El encarcelamiento de Lula, otra consecuencia de una condena en segunda instancia, también generaría protestas de efectos imprevisibles. La libertad del que calificarían como “preso político”, sería una nueva bandera de movilizaciones contra un Poder Judicial “antidemocrático”.
Por otro lado, ¿qué sucedería si quedase sin castigo el exmandatario, rechazado por airados sectores conservadores que lo consideran el principal responsable de la corrupción, más aún si retorna a la presidencia?
La confrontación es el camino elegido por Lula, arrastrando al PT y aliados como la mayor organización sindical de Brasil, la Central Única de Trabajadores, y numerosos movimientos sociales.

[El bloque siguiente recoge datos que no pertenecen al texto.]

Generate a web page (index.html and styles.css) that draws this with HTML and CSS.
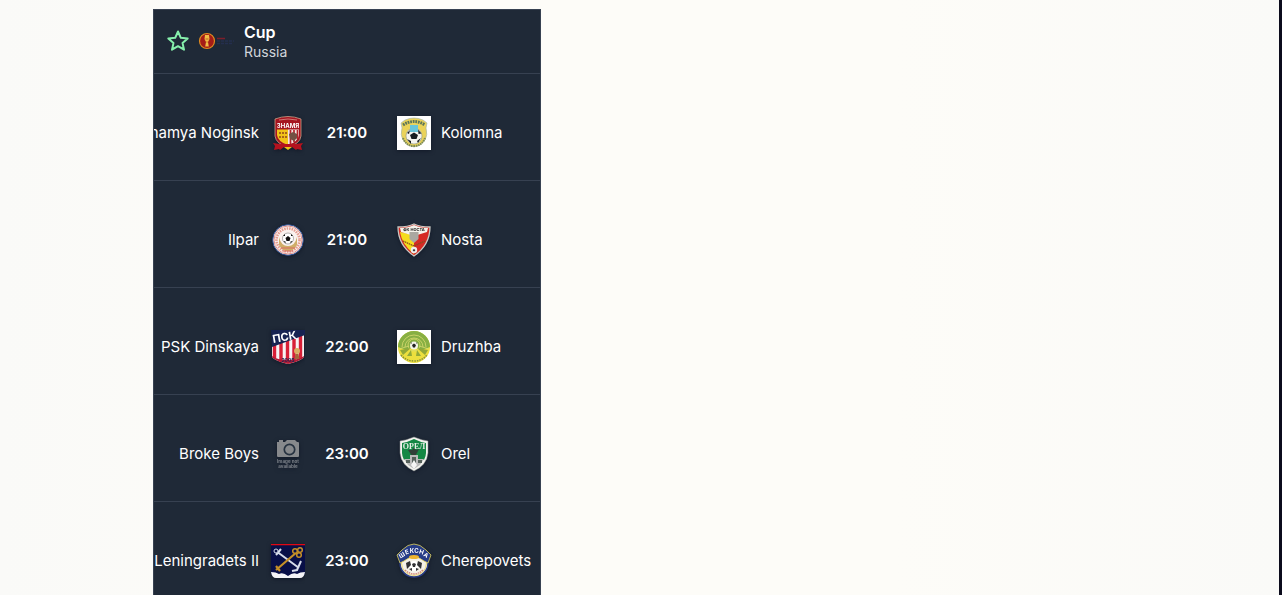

Así que difícilmente las elecciones de octubre de 2018 solucionarán la crisis política.
Un reconocimiento de Lula y del PT de que la corrupción los contagió parece fuera del horizonte. El PT nació y creció como una fuerza moralista, con un discurso de campeón de la ética, condenando la perversión de los demás, aún después de involucrarse en los primeros escándalos y sufrir deserciones desde los años 90.
Una autocrítica, reclamada incluso por algunos de sus dirigentes, le costaría una penitencia casi suicida. Mejor la ambigüedad, cuando no la negación.
Pero en el campo político, la adopción de medidas conservadoras e impopulares por el actual gobierno de Michel Temer, vicepresidente que sustituyó a Rousseff desde mayo de 2016, ofrece al PT la oportunidad de una oposición restauradora.
Es lo que viene ocurriendo con el sindicalismo y movimientos como el de las mujeres e indígenas, movilizados en protestas contra “retrocesos” como la flexibilización de las leyes laborales y la anulación de derechos de homosexuales, de las mujeres e pueblos originarios.
Una huelga nacional que paralizó actividades en muchas ciudades el 28 de abril y el Campamento Tierra Libre, que reunió cerca de 4,000 indígenas en Brasilia del 24 al 28 de abril, reavivaron a las fuerzas sociales. A largo plazo podrán renovar el PT y la política brasileña.